All this attention on name popularity reminded me of an age-old parenting dilemma. We all want our kids to be thought of as original and creative. But must parents choose a one-in-a-million name like Blue Ivy, Jermajesty or Zoltan to reflect their kid's uniqueness? Or, do all the little Sophias, Emmas and Jacobs (the #1 names in 2012) stand just as good a chance of being standouts even if their middle school locker mate is likely to be a namesake?
To be honest, I'm not sure my parents did me any favors by giving a name that very few people I ever met, either growing up, or even now, could pronounce right off the bat. Everyone, quite understandably given the spelling, wants to pronounce it like the South Asian garment--"Sah-ree." But do you really think my native English-speaking parents would choose to name their child "Sorry," even if the labor and delivery was truly miserable? And unless you are Michael Jackson and call your kid Blanket, it's not many folks who can get away with naming their kids after a swath of fabric.

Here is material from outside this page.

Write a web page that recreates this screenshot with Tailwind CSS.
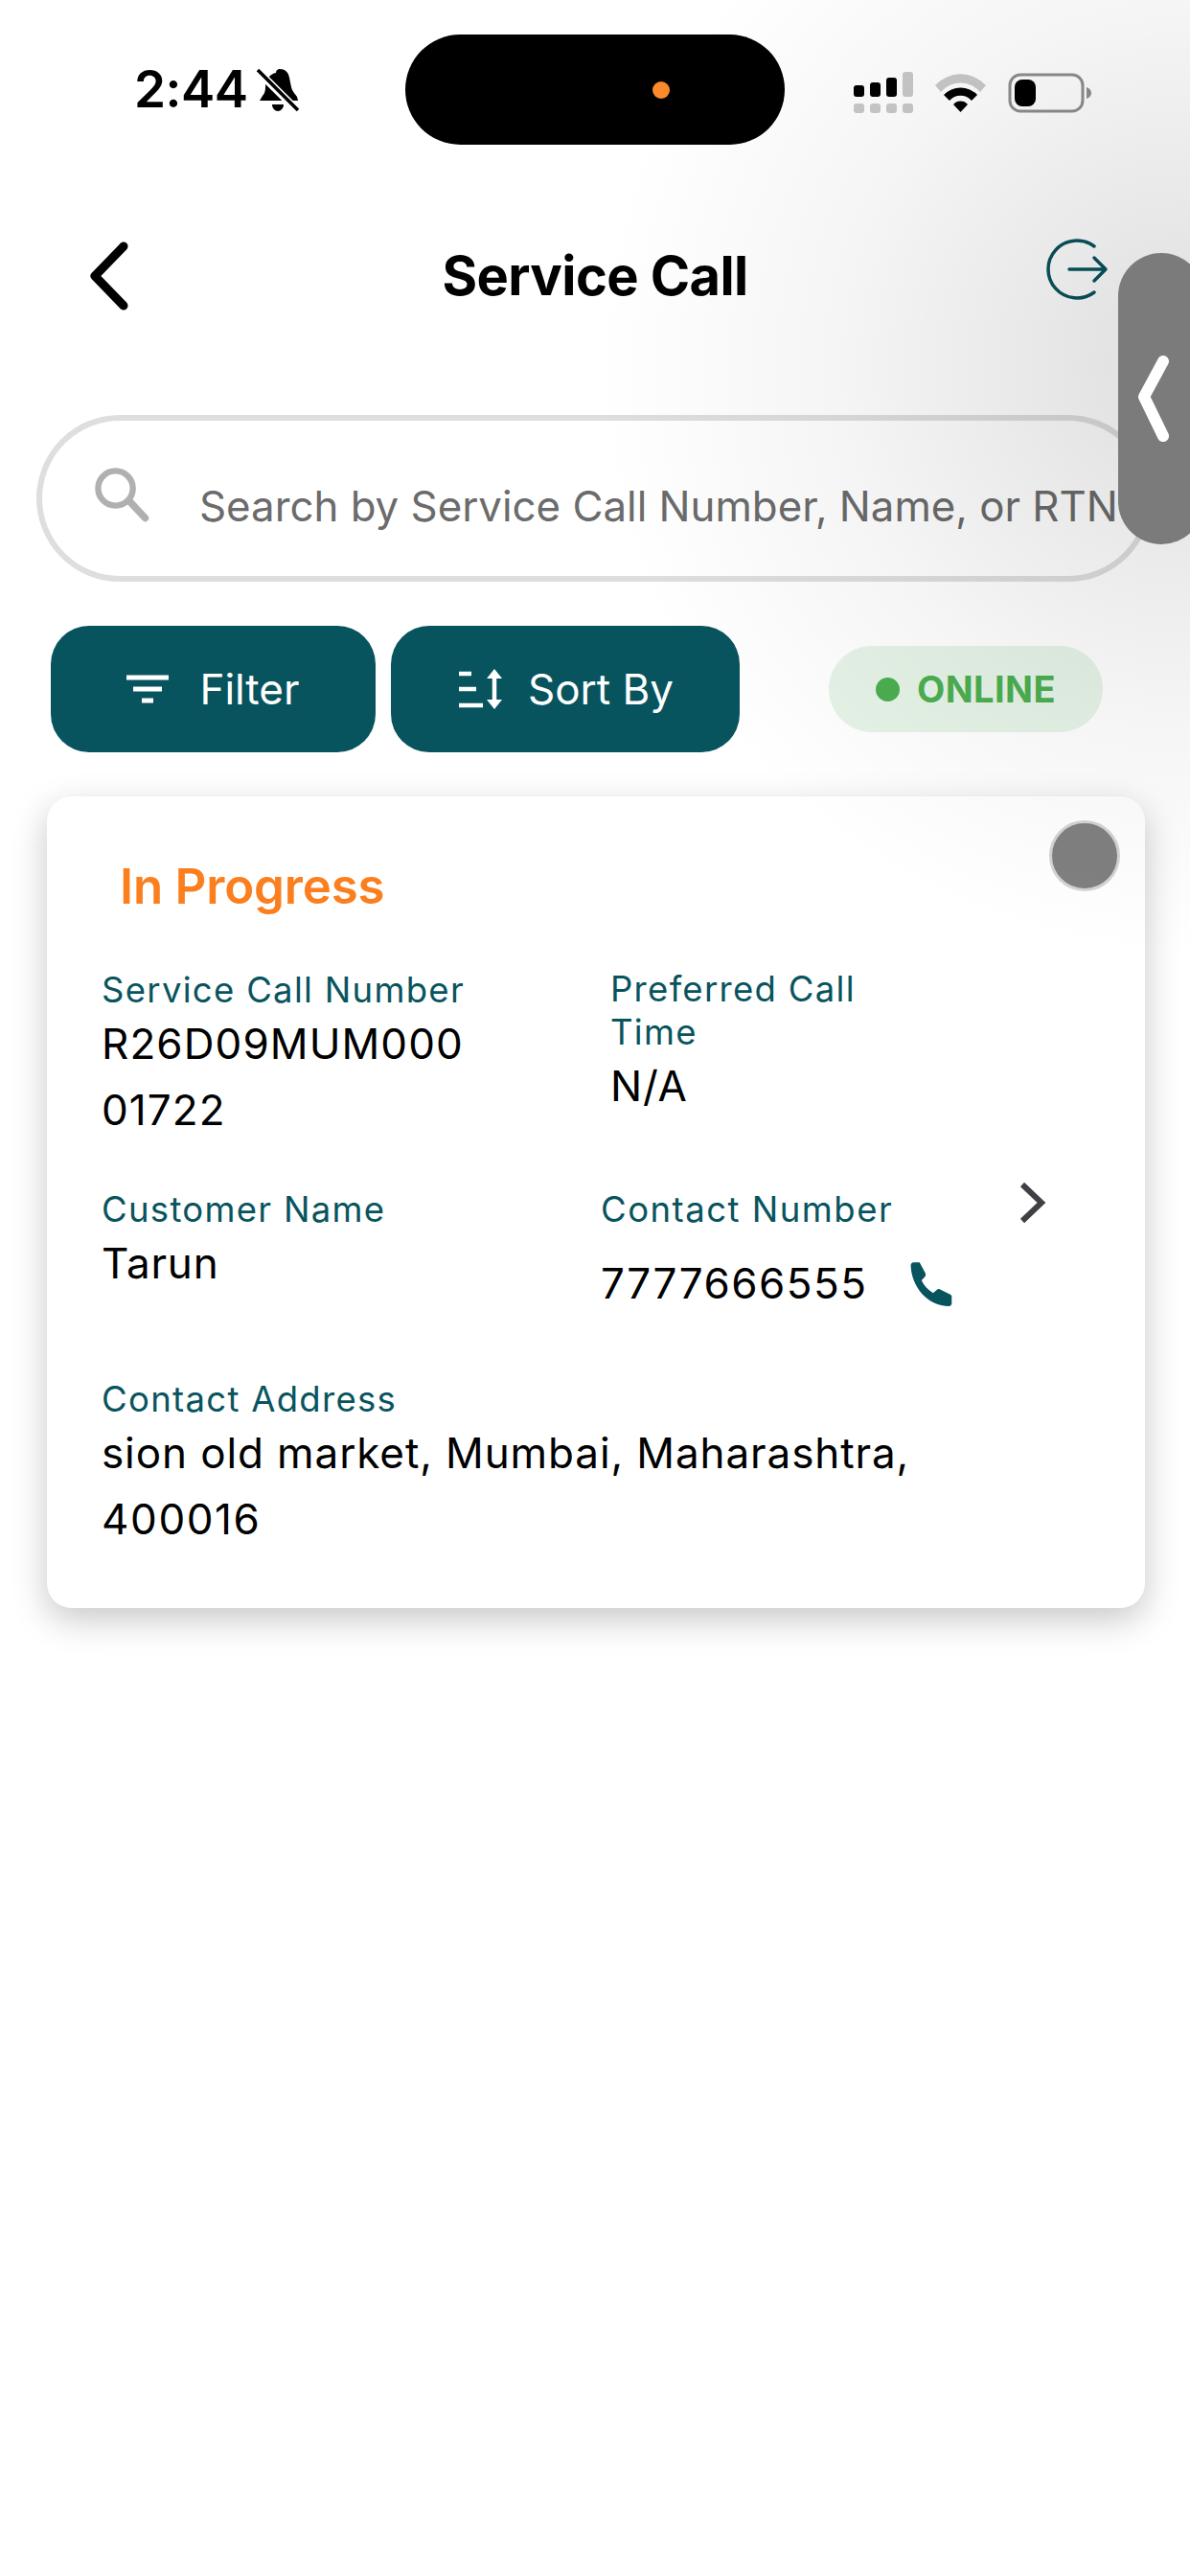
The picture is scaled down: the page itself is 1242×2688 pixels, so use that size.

And no, never being able to find my name on a fake license plate or keychain at cheap gift stores when on vacation didn't make me feel special. It made me feel left out.
My husband, on the other hand, is a Michael. Yes, the dreaded Michael of "most popular boys name of the last 50 years" as confirmed by the SSA. This means, he claims, he was never called by his first name by any of his guy friends in middle and high school, but instead always by his last. He felt he was always one adrift in a sea of Mikes in every class or meeting he's ever been in. I think he wished his parents had picked something that didn't feel so generic.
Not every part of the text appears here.